Several Democratic senators said Tuesday that the Environmental Protection Agency should step up regulation of the natural gas industry because they are concerned that toxic chemicals used in drilling could enter the public water supply.
In a Senate hearing, Democrats pressed the agency about the consequences of a fast-growing drilling technique called hydraulic fracturing, or hydrofracking, that involves pumping chemicals and water deep underground to release gas deposits.
“The industry has failed to meet minimal acceptable performance levels for protecting human health and the environment,” said Senator Benjamin L. Cardin, Democrat of Maryland and chairman of the Water and Wildlife Subcommittee of the environment committee. “The question is, What is E.P.A. doing about this?”
A recent article by The New York Times reported that these drilling fluids, which are often processed at sewage treatment plants, contain radioactivity at levels far higher than federal regulators say is safe for these plants to handle.
Robert Perciasepe, the environmental agency’s deputy administrator, testified that state and federal regulators were collaborating to ensure that no contaminants from fracking entered drinking water.
Mr. Perciasepe said that the E.P.A. had commissioned an independent study of hydrofracking and that drilling companies had been asked for new details about the chemicals in the water delivered to treatment plants.

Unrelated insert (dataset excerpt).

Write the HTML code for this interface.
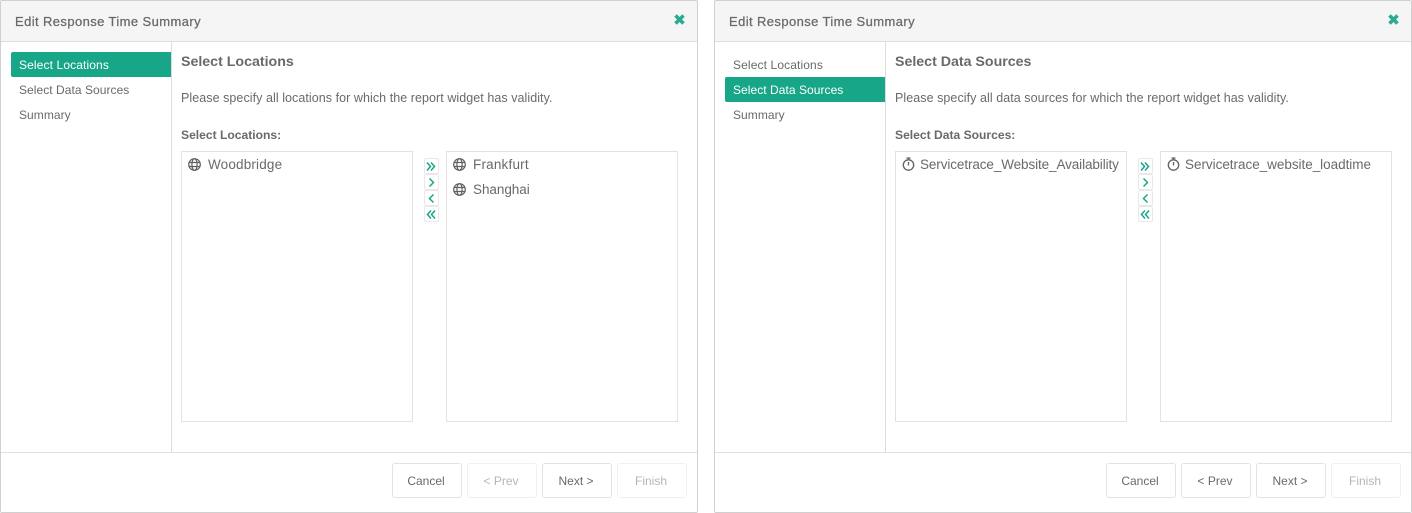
<!DOCTYPE html>
<html><head><meta charset="utf-8">
<style>
html,body{margin:0;padding:0;background:#fff;width:1412px;height:513px;overflow:hidden}
body{position:relative;font-family:"Liberation Sans",sans-serif;color:#676a6c}
.d{position:absolute;top:0;width:698px;height:513px;box-sizing:border-box;border:1px solid #d0d0d0;border-radius:2px;background:#fff;overflow:hidden}
.d>*{position:absolute}
.h{left:0;top:0;width:696px;height:40px;background:#f5f5f5;border-bottom:1px solid #ddd}
.sb{left:170px;top:41px;width:1px;height:410px;background:#ddd}
.fl{left:0;top:451px;width:696px;height:1px;background:#e0e0e0}
.t{position:absolute;white-space:nowrap;line-height:16px}
.title{font-size:13px;color:#676a6c;-webkit-text-stroke:.25px #676a6c;letter-spacing:.4px;left:14px;top:13px}
.m{font-size:12px;letter-spacing:.05px}
.act{left:10px;top:51px;width:160px;height:25px;background:#18a689;border-radius:2px 0 0 2px}
.box{width:230px;height:269px;border:1px solid #e2e2e2;top:150px}
.it{font-size:13.5px}
.h2{left:180px;top:53px;font-size:14.2px;font-weight:bold}
.p{left:180px;top:89px;font-size:12.5px;letter-spacing:.06px}
.lb{left:180px;top:126px;font-size:12.1px;font-weight:bold}
.b{width:68px;height:33px;top:462px;border:1px solid #e2e2e2;border-radius:3px;text-align:center;font-size:12px;line-height:35px;color:#676a6c;text-indent:-2px}
.b.off{border-color:#f0f0f0;color:#b5b5b5}
.mv{width:13px;height:14px;border:1px solid #e8e8e8;border-radius:2px;left:423px}
svg{position:absolute;overflow:visible}
</style></head><body>

<div class="d" style="left:0">
<div class="h"></div><div class="sb"></div><div class="fl"></div>
<span class="t title">Edit Response Time Summary</span>
<svg style="left:672px;top:12px" width="13" height="13" viewBox="0 0 13 13"><path d="M2.500 2.500L10.500 10.500M10.500 2.500L2.500 10.500" stroke="#2baa90" stroke-width="3.600"/></svg>
<div class="act"></div>
<span class="t m" style="left:18px;top:56px;color:#fff;letter-spacing:.12px">Select Locations</span>
<span class="t m" style="left:18px;top:81px">Select Data Sources</span>
<span class="t m" style="left:18px;top:106px">Summary</span>
<span class="t h2">Select Locations</span>
<span class="t p">Please specify all locations for which the report widget has validity.</span>
<span class="t lb">Select Locations:</span>
<div class="box" style="left:180px"></div><div class="box" style="left:445px"></div>
<svg style="left:187px;top:157px" width="13" height="13" viewBox="0 0 13 13" fill="none" stroke="#5f6264" stroke-width="1.200"><circle cx="6.500" cy="6.500" r="5.800"/><ellipse cx="6.500" cy="6.500" rx="2.600" ry="5.800"/><path d="M1 4.500H12M1 8.500H12"/></svg>
<span class="t it" style="left:207px;top:156px;letter-spacing:.17px">Woodbridge</span>
<svg style="left:452px;top:157px" width="13" height="13" viewBox="0 0 13 13" fill="none" stroke="#5f6264" stroke-width="1.200"><circle cx="6.500" cy="6.500" r="5.800"/><ellipse cx="6.500" cy="6.500" rx="2.600" ry="5.800"/><path d="M1 4.500H12M1 8.500H12"/></svg>
<span class="t it" style="left:472px;top:156px;letter-spacing:.2px">Frankfurt</span>
<svg style="left:452px;top:182px" width="13" height="13" viewBox="0 0 13 13" fill="none" stroke="#5f6264" stroke-width="1.200"><circle cx="6.500" cy="6.500" r="5.800"/><ellipse cx="6.500" cy="6.500" rx="2.600" ry="5.800"/><path d="M1 4.500H12M1 8.500H12"/></svg>
<span class="t it" style="left:472px;top:181px;letter-spacing:-.05px">Shanghai</span>
<div class="mv" style="top:157px"></div><div class="mv" style="top:173px"></div><div class="mv" style="top:189px"></div><div class="mv" style="top:205px"></div>
<svg style="left:423px;top:157px" width="15" height="64" fill="none" stroke="#18a689" stroke-width="1.500"><path d="M3 4.500L6.500 8.500L3 12.500M7 4.500L10.500 8.500L7 12.500M5.500 20.500L9.500 24.500L5.500 28.500M9.500 36.500L5.500 40.500L9.500 44.500M7 52.500L3.500 56.500L7 60.500M11 52.500L7.500 56.500L11 60.500"/></svg>
<div class="b" style="left:391px">Cancel</div><div class="b off" style="left:466px">&lt; Prev</div><div class="b" style="left:541px">Next &gt;</div><div class="b off" style="left:616px">Finish</div>
</div>

<div class="d" style="left:714px">
<div class="h"></div><div class="sb"></div><div class="fl"></div>
<span class="t title">Edit Response Time Summary</span>
<svg style="left:672px;top:12px" width="13" height="13" viewBox="0 0 13 13"><path d="M2.500 2.500L10.500 10.500M10.500 2.500L2.500 10.500" stroke="#2baa90" stroke-width="3.600"/></svg>
<div class="act" style="top:76px"></div>
<span class="t m" style="left:18px;top:56px;letter-spacing:.12px">Select Locations</span>
<span class="t m" style="left:18px;top:81px;color:#fff">Select Data Sources</span>
<span class="t m" style="left:18px;top:106px">Summary</span>
<span class="t h2">Select Data Sources</span>
<span class="t p">Please specify all data sources for which the report widget has validity.</span>
<span class="t lb">Select Data Sources:</span>
<div class="box" style="left:180px"></div><div class="box" style="left:445px"></div>
<svg style="left:187px;top:156px" width="13" height="14" viewBox="0 0 13 14" fill="none" stroke="#5f6264" stroke-width="1.300"><circle cx="6.500" cy="8" r="5.200"/><path d="M4.500 1H8.500M6.500 1V3M6.500 5V8.500"/></svg>
<span class="t it" style="left:205px;top:156px;letter-spacing:-.1px">Servicetrace_Website_Availability</span>
<svg style="left:452px;top:156px" width="13" height="14" viewBox="0 0 13 14" fill="none" stroke="#5f6264" stroke-width="1.300"><circle cx="6.500" cy="8" r="5.200"/><path d="M4.500 1H8.500M6.500 1V3M6.500 5V8.500"/></svg>
<span class="t it" style="left:470px;top:156px;letter-spacing:-.03px">Servicetrace_website_loadtime</span>
<div class="mv" style="top:157px"></div><div class="mv" style="top:173px"></div><div class="mv" style="top:189px"></div><div class="mv" style="top:205px"></div>
<svg style="left:423px;top:157px" width="15" height="64" fill="none" stroke="#18a689" stroke-width="1.500"><path d="M3 4.500L6.500 8.500L3 12.500M7 4.500L10.500 8.500L7 12.500M5.500 20.500L9.500 24.500L5.500 28.500M9.500 36.500L5.500 40.500L9.500 44.500M7 52.500L3.500 56.500L7 60.500M11 52.500L7.500 56.500L11 60.500"/></svg>
<div class="b" style="left:391px">Cancel</div><div class="b" style="left:466px">&lt; Prev</div><div class="b" style="left:541px">Next &gt;</div><div class="b off" style="left:616px">Finish</div>
</div>

</body></html>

“Our primary role here is oversight on the state programs,” he said, “but they are running the programs. Where we see some imminent endangerment, we may take our own action.”
Republicans at the hearing expressed concern about increasing the E.P.A.’s regulatory responsibilities. Current state regulations are adequate, said Senator James M. Inhofe of Oklahoma, adding that there are no cases of contaminated drinking water being linked directly to hydrofracking.
“These people have been doing a good job,” Mr. Inhofe said. “But the mentality in Washington is, nothing is done right unless it’s done in Washington.”
State regulators and environmental advocates from Colorado, Maryland, Oklahoma and Pennsylvania also testified that they were protecting the environment and ensuring the safety of drilling.
But Mr. Perciasepe said Pennsylvania could use more federal oversight. The state has granted permits to wastewater treatment plants that do not require adequate screening of the full range of contaminants that can exist in the drilling wastewater, he said.
The fate of the water — whether it is recycled, pumped back into the earth or sent to a treatment facility — has become a contentious environmental issue.
States have placed varying requirements on drilling companies. Some, like Wyoming, require that chemicals used in fracking be disclosed publicly. But others do not, a gap in information that Democrats said the E.P.A. should close.
“Water doesn’t recognize state boundaries,” said Senator Frank R. Lautenberg, Democrat of New Jersey. “You may live in a state that has strong laws against fracking, but if the state next door doesn’t, your family could still be at risk.”
The record in Pennsylvania, where natural gas drilling has grown sharply, shows why more oversight is needed, Mr. Cardin said. He noted that an E.P.A. letter to state officials warned that fracking wastewater “may present a threat to human health and the aquatic environment,” including to drinking water.
Natural gas companies in the Marcellus Shale reserve, under part of the Northeastern United States, have a much higher rate of violating environmental laws than do traditional gas companies, said Conrad Daniel Volz, director of the Center for Healthy Environments and Communities. Dangerous chemicals including barium, benzene and strontium have been found at unusually high rates in nearby water supplies, Mr. Volz said.